◆ **Brief**
Sort through the data and copy the lines holding the word "index".

◆ **Material**
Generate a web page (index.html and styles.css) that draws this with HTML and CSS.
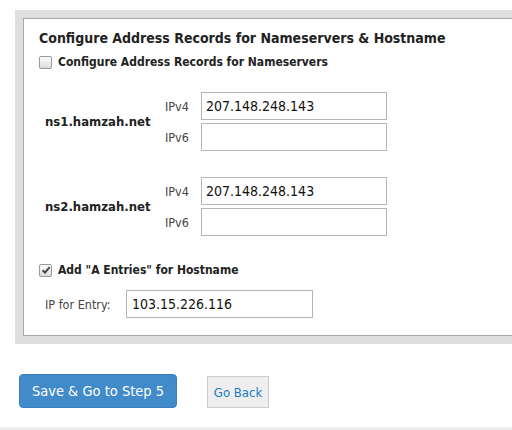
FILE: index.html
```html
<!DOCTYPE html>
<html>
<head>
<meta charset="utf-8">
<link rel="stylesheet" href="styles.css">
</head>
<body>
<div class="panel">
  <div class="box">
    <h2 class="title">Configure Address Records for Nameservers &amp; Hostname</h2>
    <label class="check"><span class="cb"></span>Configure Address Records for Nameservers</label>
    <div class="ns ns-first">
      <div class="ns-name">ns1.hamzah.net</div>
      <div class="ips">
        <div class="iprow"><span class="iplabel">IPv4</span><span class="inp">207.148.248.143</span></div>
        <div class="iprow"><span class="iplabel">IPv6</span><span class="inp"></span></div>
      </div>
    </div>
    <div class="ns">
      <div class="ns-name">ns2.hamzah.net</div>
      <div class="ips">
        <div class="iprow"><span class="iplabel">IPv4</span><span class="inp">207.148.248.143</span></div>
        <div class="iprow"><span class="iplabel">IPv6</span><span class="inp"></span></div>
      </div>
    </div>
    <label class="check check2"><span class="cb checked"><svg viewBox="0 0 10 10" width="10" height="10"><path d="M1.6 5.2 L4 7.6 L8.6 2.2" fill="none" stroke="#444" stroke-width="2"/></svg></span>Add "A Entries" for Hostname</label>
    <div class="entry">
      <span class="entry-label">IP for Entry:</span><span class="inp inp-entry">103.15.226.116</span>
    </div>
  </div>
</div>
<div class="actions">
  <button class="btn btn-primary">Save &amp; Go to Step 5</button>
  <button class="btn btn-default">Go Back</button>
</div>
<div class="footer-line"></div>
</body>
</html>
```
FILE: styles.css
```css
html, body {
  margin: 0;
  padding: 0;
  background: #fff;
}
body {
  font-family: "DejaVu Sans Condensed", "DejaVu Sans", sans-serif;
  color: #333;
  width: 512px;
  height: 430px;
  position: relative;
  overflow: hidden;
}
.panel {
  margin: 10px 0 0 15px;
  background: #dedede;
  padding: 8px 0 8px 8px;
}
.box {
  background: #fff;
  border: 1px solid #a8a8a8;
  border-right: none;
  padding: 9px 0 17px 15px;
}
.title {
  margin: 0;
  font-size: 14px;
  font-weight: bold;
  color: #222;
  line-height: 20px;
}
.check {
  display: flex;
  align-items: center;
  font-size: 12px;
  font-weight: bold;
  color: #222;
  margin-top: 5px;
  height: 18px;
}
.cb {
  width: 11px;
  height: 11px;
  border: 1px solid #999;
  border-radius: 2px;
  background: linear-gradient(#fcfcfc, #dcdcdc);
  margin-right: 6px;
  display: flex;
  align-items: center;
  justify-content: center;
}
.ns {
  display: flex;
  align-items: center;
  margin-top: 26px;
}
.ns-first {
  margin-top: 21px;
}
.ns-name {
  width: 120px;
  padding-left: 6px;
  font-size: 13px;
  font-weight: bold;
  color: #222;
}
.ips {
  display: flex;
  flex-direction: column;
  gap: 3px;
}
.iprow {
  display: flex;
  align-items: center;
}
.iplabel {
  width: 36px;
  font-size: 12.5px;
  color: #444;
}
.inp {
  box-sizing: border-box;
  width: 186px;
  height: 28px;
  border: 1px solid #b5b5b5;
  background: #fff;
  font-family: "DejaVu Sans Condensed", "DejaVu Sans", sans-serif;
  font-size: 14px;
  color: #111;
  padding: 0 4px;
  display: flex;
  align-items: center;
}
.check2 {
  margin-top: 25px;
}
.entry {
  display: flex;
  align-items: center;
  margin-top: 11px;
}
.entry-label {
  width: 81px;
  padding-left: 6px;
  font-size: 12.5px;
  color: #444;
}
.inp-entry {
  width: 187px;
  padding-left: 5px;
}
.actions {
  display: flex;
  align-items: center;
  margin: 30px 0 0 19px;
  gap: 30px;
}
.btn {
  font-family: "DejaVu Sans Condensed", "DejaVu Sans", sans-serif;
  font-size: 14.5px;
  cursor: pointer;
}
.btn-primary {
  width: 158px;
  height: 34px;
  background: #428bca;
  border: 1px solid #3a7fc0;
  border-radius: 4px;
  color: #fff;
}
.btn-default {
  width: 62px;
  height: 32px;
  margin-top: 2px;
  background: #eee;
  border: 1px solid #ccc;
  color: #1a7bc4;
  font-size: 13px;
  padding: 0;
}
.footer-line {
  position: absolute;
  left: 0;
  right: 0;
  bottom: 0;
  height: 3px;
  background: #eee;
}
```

◆ **Finished task**
Generate a web page (index.html and styles.css) that draws this with HTML and CSS.
FILE: index.html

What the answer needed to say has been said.